-------- Dataset content
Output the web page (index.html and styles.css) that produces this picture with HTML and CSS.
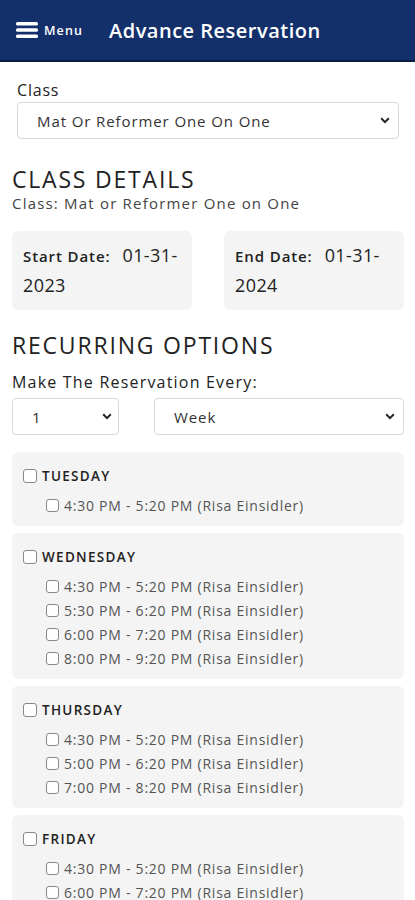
FILE: index.html
```html
<!DOCTYPE html>
<html lang="en">
<head>
	<meta charset="UTF-8">
	<title>Advance Reservation</title>
	<link rel="stylesheet" href="styles.css">
</head>
<body>
	<div class="topbar">
		<div class="menu">
			<svg width="22" height="16" viewBox="0 0 22 16"><rect x="0" y="0" width="22" height="3.4" rx="1.5" fill="#fff"/><rect x="0" y="6.3" width="22" height="3.4" rx="1.5" fill="#fff"/><rect x="0" y="12.6" width="22" height="3.4" rx="1.5" fill="#fff"/></svg>
			<span>Menu</span>
		</div>
		<h1>Advance Reservation</h1>
	</div>

	<div class="page">
		<div class="field">
			<label>Class</label>
			<div class="select">
				<span>Mat Or Reformer One On One</span>
				<svg width="10" height="7" viewBox="0 0 10 7"><path d="M1.2 1.3 5 5.1 8.8 1.3" fill="none" stroke="#222" stroke-width="2"/></svg>
			</div>
		</div>

		<h2>CLASS DETAILS</h2>
		<p class="sub">Class: Mat or Reformer One on One</p>

		<div class="dates">
			<div class="date"><b>Start Date:</b><span class="val">01-31-2023</span></div>
			<div class="date"><b>End Date:</b><span class="val">01-31-2024</span></div>
		</div>

		<h2 class="recur">RECURRING OPTIONS</h2>
		<label class="every">Make The Reservation Every:</label>
		<div class="row">
			<div class="select small">
				<span>1</span>
				<svg width="10" height="7" viewBox="0 0 10 7"><path d="M1.2 1.3 5 5.1 8.8 1.3" fill="none" stroke="#222" stroke-width="2"/></svg>
			</div>
			<div class="select wide">
				<span>Week</span>
				<svg width="10" height="7" viewBox="0 0 10 7"><path d="M1.2 1.3 5 5.1 8.8 1.3" fill="none" stroke="#222" stroke-width="2"/></svg>
			</div>
		</div>

		<div class="day">
			<div class="dayname"><i class="box"></i>TUESDAY</div>
			<div class="slot"><i class="box"></i>4:30 PM - 5:20 PM (Risa Einsidler)</div>
		</div>

		<div class="day">
			<div class="dayname"><i class="box"></i>WEDNESDAY</div>
			<div class="slot"><i class="box"></i>4:30 PM - 5:20 PM (Risa Einsidler)</div>
			<div class="slot"><i class="box"></i>5:30 PM - 6:20 PM (Risa Einsidler)</div>
			<div class="slot"><i class="box"></i>6:00 PM - 7:20 PM (Risa Einsidler)</div>
			<div class="slot"><i class="box"></i>8:00 PM - 9:20 PM (Risa Einsidler)</div>
		</div>

		<div class="day">
			<div class="dayname"><i class="box"></i>THURSDAY</div>
			<div class="slot"><i class="box"></i>4:30 PM - 5:20 PM (Risa Einsidler)</div>
			<div class="slot"><i class="box"></i>5:00 PM - 6:20 PM (Risa Einsidler)</div>
			<div class="slot"><i class="box"></i>7:00 PM - 8:20 PM (Risa Einsidler)</div>
		</div>

		<div class="day">
			<div class="dayname"><i class="box"></i>FRIDAY</div>
			<div class="slot"><i class="box"></i>4:30 PM - 5:20 PM (Risa Einsidler)</div>
			<div class="slot"><i class="box"></i>6:00 PM - 7:20 PM (Risa Einsidler)</div>
			<div class="slot"><i class="box"></i>7:00 PM - 8:20 PM (Risa Einsidler)</div>
		</div>
	</div>
</body>
</html>
```

FILE: styles.css
```css
body{margin:0;font-family:"Open Sans","Liberation Sans",sans-serif;color:#222;background:#fff;}
h1,h2,p{margin:0;}

.topbar{display:flex;align-items:center;height:60px;background:#14306b;border-bottom:2px solid #0b1c45;color:#fff;}
.topbar .menu{display:flex;align-items:center;margin-left:16px;width:93px;}
.topbar .menu span{margin-left:6px;font-size:12.5px;font-weight:600;letter-spacing:1.1px;}
.topbar h1{font-size:20px;font-weight:600;letter-spacing:0.5px;}

.page{padding:0 11px 40px 12px;}

.field{padding:18px 5px 0;}
.field label{display:block;font-size:16px;letter-spacing:0.8px;line-height:20px;margin-bottom:2px;}

.select{box-sizing:border-box;display:flex;align-items:center;justify-content:space-between;height:37px;padding:0 8px 0 19px;border:1px solid #d9d9d9;border-radius:4px;background:#fff;font-size:15px;letter-spacing:0.9px;color:#333;}
.select.small{width:107px;padding-right:6px;}
.select.wide{width:250px;}

h2{font-size:23px;font-weight:500;letter-spacing:1.8px;line-height:30px;}
h2{margin-top:25px;}
.sub{font-size:15px;letter-spacing:1.2px;color:#444;line-height:18px;}

.dates{display:flex;justify-content:space-between;margin-top:19px;}
.date{width:158px;padding:10px 11px 10px;background:#f4f4f4;border-radius:6px;font-size:18px;line-height:29px;letter-spacing:0.4px;}
.date b{font-size:15px;font-weight:600;letter-spacing:0.9px;margin-right:12px;}

h2.recur{margin-top:20px;}
.every{display:block;font-size:16px;letter-spacing:1.2px;margin-top:12px;line-height:20px;}
.row{display:flex;justify-content:space-between;margin-top:6px;margin-bottom:17px;}

.day{background:#f4f4f4;border-radius:6px;padding:14px 11px 9px;margin-bottom:7px;}
.dayname{display:flex;align-items:center;height:20px;font-size:13.5px;font-weight:600;letter-spacing:1.3px;}
.dayname .box{width:12px;height:12px;margin-right:5px;}
.slot{display:flex;align-items:center;height:24px;padding-left:23px;font-size:14px;letter-spacing:0.75px;color:#555;}
.dayname + .slot{margin-top:7px;}
.slot .box{width:11px;height:11px;margin-right:5px;}
.box{display:inline-block;border:1px solid #888;border-radius:3px;background:#fff;}
```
----------------
• Objective:
Leave out the pictures and output the rest of the material exactly as written.

• Solution to the exercise:
Output the web page (index.html and styles.css) that produces this picture with HTML and CSS.
FILE: index.html
```html
<!DOCTYPE html>
<html lang="en">
<head>
	<meta charset="UTF-8">
	<title>Advance Reservation</title>
	<link rel="stylesheet" href="styles.css">
</head>
<body>
	<div class="topbar">
		<div class="menu">
			<svg width="22" height="16" viewBox="0 0 22 16"><rect x="0" y="0" width="22" height="3.4" rx="1.5" fill="#fff"/><rect x="0" y="6.3" width="22" height="3.4" rx="1.5" fill="#fff"/><rect x="0" y="12.6" width="22" height="3.4" rx="1.5" fill="#fff"/></svg>
			<span>Menu</span>
		</div>
		<h1>Advance Reservation</h1>
	</div>

	<div class="page">
		<div class="field">
			<label>Class</label>
			<div class="select">
				<span>Mat Or Reformer One On One</span>
				<svg width="10" height="7" viewBox="0 0 10 7"><path d="M1.2 1.3 5 5.1 8.8 1.3" fill="none" stroke="#222" stroke-width="2"/></svg>
			</div>
		</div>

		<h2>CLASS DETAILS</h2>
		<p class="sub">Class: Mat or Reformer One on One</p>

		<div class="dates">
			<div class="date"><b>Start Date:</b><span class="val">01-31-2023</span></div>
			<div class="date"><b>End Date:</b><span class="val">01-31-2024</span></div>
		</div>

		<h2 class="recur">RECURRING OPTIONS</h2>
		<label class="every">Make The Reservation Every:</label>
		<div class="row">
			<div class="select small">
				<span>1</span>
				<svg width="10" height="7" viewBox="0 0 10 7"><path d="M1.2 1.3 5 5.1 8.8 1.3" fill="none" stroke="#222" stroke-width="2"/></svg>
			</div>
			<div class="select wide">
				<span>Week</span>
				<svg width="10" height="7" viewBox="0 0 10 7"><path d="M1.2 1.3 5 5.1 8.8 1.3" fill="none" stroke="#222" stroke-width="2"/></svg>
			</div>
		</div>

		<div class="day">
			<div class="dayname"><i class="box"></i>TUESDAY</div>
			<div class="slot"><i class="box"></i>4:30 PM - 5:20 PM (Risa Einsidler)</div>
		</div>

		<div class="day">
			<div class="dayname"><i class="box"></i>WEDNESDAY</div>
			<div class="slot"><i class="box"></i>4:30 PM - 5:20 PM (Risa Einsidler)</div>
			<div class="slot"><i class="box"></i>5:30 PM - 6:20 PM (Risa Einsidler)</div>
			<div class="slot"><i class="box"></i>6:00 PM - 7:20 PM (Risa Einsidler)</div>
			<div class="slot"><i class="box"></i>8:00 PM - 9:20 PM (Risa Einsidler)</div>
		</div>

		<div class="day">
			<div class="dayname"><i class="box"></i>THURSDAY</div>
			<div class="slot"><i class="box"></i>4:30 PM - 5:20 PM (Risa Einsidler)</div>
			<div class="slot"><i class="box"></i>5:00 PM - 6:20 PM (Risa Einsidler)</div>
			<div class="slot"><i class="box"></i>7:00 PM - 8:20 PM (Risa Einsidler)</div>
		</div>

		<div class="day">
			<div class="dayname"><i class="box"></i>FRIDAY</div>
			<div class="slot"><i class="box"></i>4:30 PM - 5:20 PM (Risa Einsidler)</div>
			<div class="slot"><i class="box"></i>6:00 PM - 7:20 PM (Risa Einsidler)</div>
			<div class="slot"><i class="box"></i>7:00 PM - 8:20 PM (Risa Einsidler)</div>
		</div>
	</div>
</body>
</html>
```

FILE: styles.css
```css
body{margin:0;font-family:"Open Sans","Liberation Sans",sans-serif;color:#222;background:#fff;}
h1,h2,p{margin:0;}

.topbar{display:flex;align-items:center;height:60px;background:#14306b;border-bottom:2px solid #0b1c45;color:#fff;}
.topbar .menu{display:flex;align-items:center;margin-left:16px;width:93px;}
.topbar .menu span{margin-left:6px;font-size:12.5px;font-weight:600;letter-spacing:1.1px;}
.topbar h1{font-size:20px;font-weight:600;letter-spacing:0.5px;}

.page{padding:0 11px 40px 12px;}

.field{padding:18px 5px 0;}
.field label{display:block;font-size:16px;letter-spacing:0.8px;line-height:20px;margin-bottom:2px;}

.select{box-sizing:border-box;display:flex;align-items:center;justify-content:space-between;height:37px;padding:0 8px 0 19px;border:1px solid #d9d9d9;border-radius:4px;background:#fff;font-size:15px;letter-spacing:0.9px;color:#333;}
.select.small{width:107px;padding-right:6px;}
.select.wide{width:250px;}

h2{font-size:23px;font-weight:500;letter-spacing:1.8px;line-height:30px;}
h2{margin-top:25px;}
.sub{font-size:15px;letter-spacing:1.2px;color:#444;line-height:18px;}

.dates{display:flex;justify-content:space-between;margin-top:19px;}
.date{width:158px;padding:10px 11px 10px;background:#f4f4f4;border-radius:6px;font-size:18px;line-height:29px;letter-spacing:0.4px;}
.date b{font-size:15px;font-weight:600;letter-spacing:0.9px;margin-right:12px;}

h2.recur{margin-top:20px;}
.every{display:block;font-size:16px;letter-spacing:1.2px;margin-top:12px;line-height:20px;}
.row{display:flex;justify-content:space-between;margin-top:6px;margin-bottom:17px;}

.day{background:#f4f4f4;border-radius:6px;padding:14px 11px 9px;margin-bottom:7px;}
.dayname{display:flex;align-items:center;height:20px;font-size:13.5px;font-weight:600;letter-spacing:1.3px;}
.dayname .box{width:12px;height:12px;margin-right:5px;}
.slot{display:flex;align-items:center;height:24px;padding-left:23px;font-size:14px;letter-spacing:0.75px;color:#555;}
.dayname + .slot{margin-top:7px;}
.slot .box{width:11px;height:11px;margin-right:5px;}
.box{display:inline-block;border:1px solid #888;border-radius:3px;background:#fff;}
```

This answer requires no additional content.